Source data:
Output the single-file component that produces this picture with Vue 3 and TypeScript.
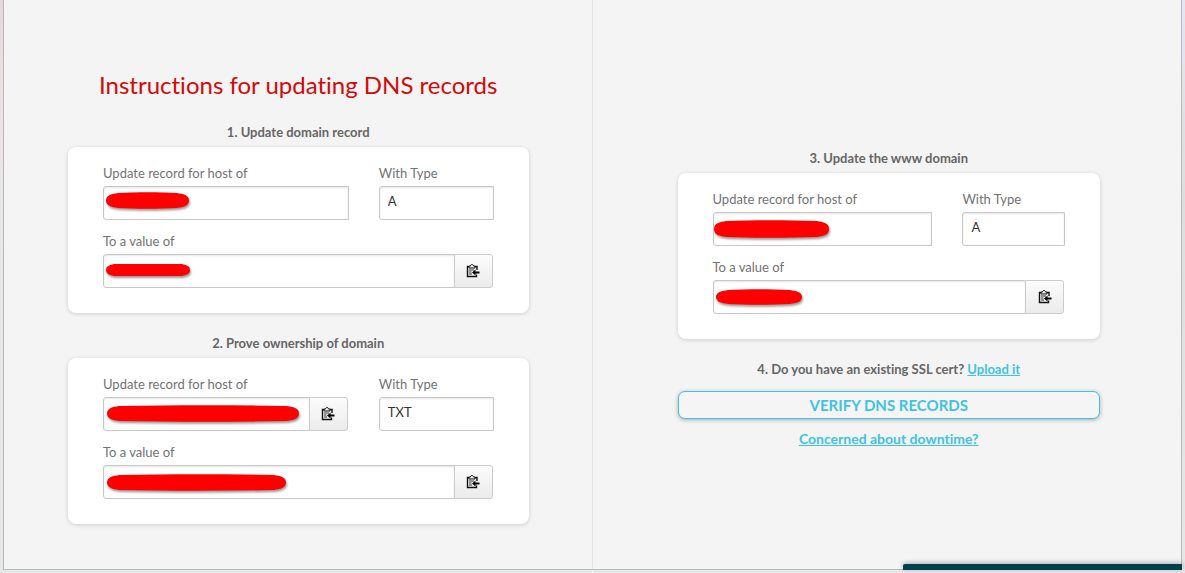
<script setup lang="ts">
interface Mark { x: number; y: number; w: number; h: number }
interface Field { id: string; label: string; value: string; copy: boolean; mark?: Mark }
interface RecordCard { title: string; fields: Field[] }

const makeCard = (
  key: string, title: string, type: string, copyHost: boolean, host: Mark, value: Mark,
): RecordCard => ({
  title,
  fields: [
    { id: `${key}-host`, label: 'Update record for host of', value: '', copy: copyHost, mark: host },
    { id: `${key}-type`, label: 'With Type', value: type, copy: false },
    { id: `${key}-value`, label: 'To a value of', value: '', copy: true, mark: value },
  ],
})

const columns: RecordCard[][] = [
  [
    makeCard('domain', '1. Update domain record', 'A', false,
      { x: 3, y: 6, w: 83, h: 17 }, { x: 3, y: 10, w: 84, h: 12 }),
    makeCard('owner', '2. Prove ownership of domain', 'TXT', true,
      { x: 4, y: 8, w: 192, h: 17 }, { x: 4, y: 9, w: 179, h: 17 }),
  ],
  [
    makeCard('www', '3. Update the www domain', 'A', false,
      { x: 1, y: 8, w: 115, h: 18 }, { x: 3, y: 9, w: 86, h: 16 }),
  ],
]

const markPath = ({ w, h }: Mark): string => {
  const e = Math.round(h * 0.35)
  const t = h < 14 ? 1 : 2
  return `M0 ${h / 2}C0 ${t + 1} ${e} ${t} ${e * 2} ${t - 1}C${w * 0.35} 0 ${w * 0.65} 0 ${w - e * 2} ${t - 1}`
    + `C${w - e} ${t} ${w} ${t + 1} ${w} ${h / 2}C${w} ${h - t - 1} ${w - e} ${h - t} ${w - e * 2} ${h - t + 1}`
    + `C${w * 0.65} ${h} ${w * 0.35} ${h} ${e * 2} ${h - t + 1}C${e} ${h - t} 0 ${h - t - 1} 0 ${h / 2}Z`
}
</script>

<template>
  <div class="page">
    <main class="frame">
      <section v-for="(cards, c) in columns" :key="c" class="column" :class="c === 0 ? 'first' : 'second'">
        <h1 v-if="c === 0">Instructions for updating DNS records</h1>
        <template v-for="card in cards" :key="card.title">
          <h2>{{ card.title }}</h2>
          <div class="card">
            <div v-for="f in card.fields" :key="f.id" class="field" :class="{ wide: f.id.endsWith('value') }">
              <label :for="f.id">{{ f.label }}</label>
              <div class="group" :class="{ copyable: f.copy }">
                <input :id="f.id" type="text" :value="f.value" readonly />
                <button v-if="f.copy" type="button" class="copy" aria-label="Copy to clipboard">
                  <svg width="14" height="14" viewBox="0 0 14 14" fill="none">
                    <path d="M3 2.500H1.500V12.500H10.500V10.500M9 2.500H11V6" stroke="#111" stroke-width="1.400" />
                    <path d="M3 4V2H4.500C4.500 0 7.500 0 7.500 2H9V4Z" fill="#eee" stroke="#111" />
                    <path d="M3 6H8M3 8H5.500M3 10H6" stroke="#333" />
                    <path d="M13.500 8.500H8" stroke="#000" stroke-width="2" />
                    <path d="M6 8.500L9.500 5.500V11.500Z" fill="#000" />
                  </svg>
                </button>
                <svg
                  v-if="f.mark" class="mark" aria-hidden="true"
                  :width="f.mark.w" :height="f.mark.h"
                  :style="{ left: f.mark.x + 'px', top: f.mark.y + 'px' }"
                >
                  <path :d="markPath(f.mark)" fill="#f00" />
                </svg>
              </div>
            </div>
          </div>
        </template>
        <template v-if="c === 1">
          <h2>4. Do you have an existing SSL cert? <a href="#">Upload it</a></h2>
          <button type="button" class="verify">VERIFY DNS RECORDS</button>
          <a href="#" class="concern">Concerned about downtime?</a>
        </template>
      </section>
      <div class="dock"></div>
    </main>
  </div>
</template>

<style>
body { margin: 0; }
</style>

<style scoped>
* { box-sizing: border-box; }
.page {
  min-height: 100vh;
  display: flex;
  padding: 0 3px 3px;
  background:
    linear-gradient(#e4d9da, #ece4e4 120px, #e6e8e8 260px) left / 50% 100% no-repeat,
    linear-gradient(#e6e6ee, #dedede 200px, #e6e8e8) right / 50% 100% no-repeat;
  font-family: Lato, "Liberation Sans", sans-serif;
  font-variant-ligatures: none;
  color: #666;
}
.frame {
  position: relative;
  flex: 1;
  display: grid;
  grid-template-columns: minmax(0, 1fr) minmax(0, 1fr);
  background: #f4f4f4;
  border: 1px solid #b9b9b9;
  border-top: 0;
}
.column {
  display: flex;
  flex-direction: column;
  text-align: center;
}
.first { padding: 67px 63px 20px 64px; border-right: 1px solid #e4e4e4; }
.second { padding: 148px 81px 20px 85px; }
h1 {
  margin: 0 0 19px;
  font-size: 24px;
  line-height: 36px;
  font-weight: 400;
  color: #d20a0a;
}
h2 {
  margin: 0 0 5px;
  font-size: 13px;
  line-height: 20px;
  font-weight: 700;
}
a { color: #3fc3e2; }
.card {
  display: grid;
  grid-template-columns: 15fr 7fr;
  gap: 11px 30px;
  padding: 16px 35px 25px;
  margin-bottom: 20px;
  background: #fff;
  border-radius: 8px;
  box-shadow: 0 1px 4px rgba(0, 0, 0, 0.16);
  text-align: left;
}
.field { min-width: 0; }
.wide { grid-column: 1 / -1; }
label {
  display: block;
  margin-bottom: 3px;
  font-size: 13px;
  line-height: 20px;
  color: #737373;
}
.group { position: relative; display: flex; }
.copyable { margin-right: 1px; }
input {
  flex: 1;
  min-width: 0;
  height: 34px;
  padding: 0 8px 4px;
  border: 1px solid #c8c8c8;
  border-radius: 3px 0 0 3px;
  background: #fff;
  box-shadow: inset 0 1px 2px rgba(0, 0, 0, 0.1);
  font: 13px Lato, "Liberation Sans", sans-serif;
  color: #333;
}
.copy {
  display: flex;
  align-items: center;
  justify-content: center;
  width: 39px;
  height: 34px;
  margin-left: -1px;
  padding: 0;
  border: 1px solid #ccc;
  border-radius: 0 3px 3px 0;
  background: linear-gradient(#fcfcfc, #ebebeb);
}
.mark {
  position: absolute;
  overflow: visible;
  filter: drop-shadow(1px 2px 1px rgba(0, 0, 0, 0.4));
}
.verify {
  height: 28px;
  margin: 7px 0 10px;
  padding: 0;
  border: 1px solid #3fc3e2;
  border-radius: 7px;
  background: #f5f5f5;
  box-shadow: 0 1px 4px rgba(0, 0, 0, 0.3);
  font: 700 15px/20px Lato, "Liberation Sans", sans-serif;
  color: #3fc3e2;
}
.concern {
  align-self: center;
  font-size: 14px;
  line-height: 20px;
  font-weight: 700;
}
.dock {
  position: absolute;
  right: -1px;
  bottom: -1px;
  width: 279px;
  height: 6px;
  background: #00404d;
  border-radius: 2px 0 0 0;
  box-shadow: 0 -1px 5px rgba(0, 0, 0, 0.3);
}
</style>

Set exercise:
Please take the lines from the beginning of the data above through the line holding "string; fields: Field[]" and transcribe them exactly, without any pictures.

The output:
Output the single-file component that produces this picture with Vue 3 and TypeScript.
<script setup lang="ts">
interface Mark { x: number; y: number; w: number; h: number }
interface Field { id: string; label: string; value: string; copy: boolean; mark?: Mark }
interface RecordCard { title: string; fields: Field[] }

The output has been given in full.